L’enquête concernant les attentats prend en considération tous les éléments: «Notre crainte est évidemment qu’il y ait de nouveaux attentats», a reconnu de son côté le ministre de l’Intérieur Charles Clarke, alors que les fausses alertes se multiplient. Dans la nuit de samedi à hier, 20 000 personnes ont ainsi été évacuées des bars et restaurants du cœur de Birmingham, la deuxième ville d’Angleterre, à la suite d’une alerte à la bombe jugée «crédible et sérieuse».

De nouvelles craintes

Depuis les quatre attentats qui ont ensanglanté la capitale, quatre mosquées ont été visées par des tentatives d’incendie en Grande-Bretagne. Des tentatives d’incendie contre des lieux de culte à Leeds (nord de l’Angleterre), Belvedere (sud de Londres), Telford (ouest de l’Angleterre) et Birkenhead (nord-ouest) ont provoqué des «dégâts mineurs», a précisé le président de l’Association des chefs de police, Chris Fox.
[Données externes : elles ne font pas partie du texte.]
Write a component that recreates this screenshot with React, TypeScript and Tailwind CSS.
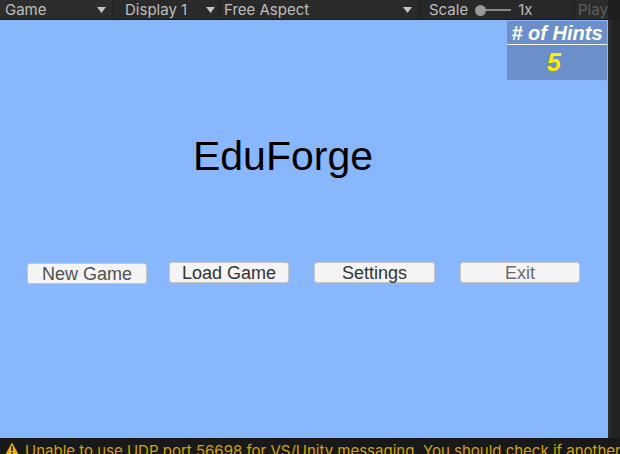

Des agressions verbales, actes de vandalisme exercés sur des voitures, commerces et maisons ont également été enregistrés selon la même source: «Il n’y a aucun doute qu’il y aura eu d’autres incidents qui n’ont pas encore été signalés à la police», a déclaré Chris Fox, qui a exhorté les citoyens à dénoncer ce «comportement odieux et dangereux», promettant une réponse «sévère».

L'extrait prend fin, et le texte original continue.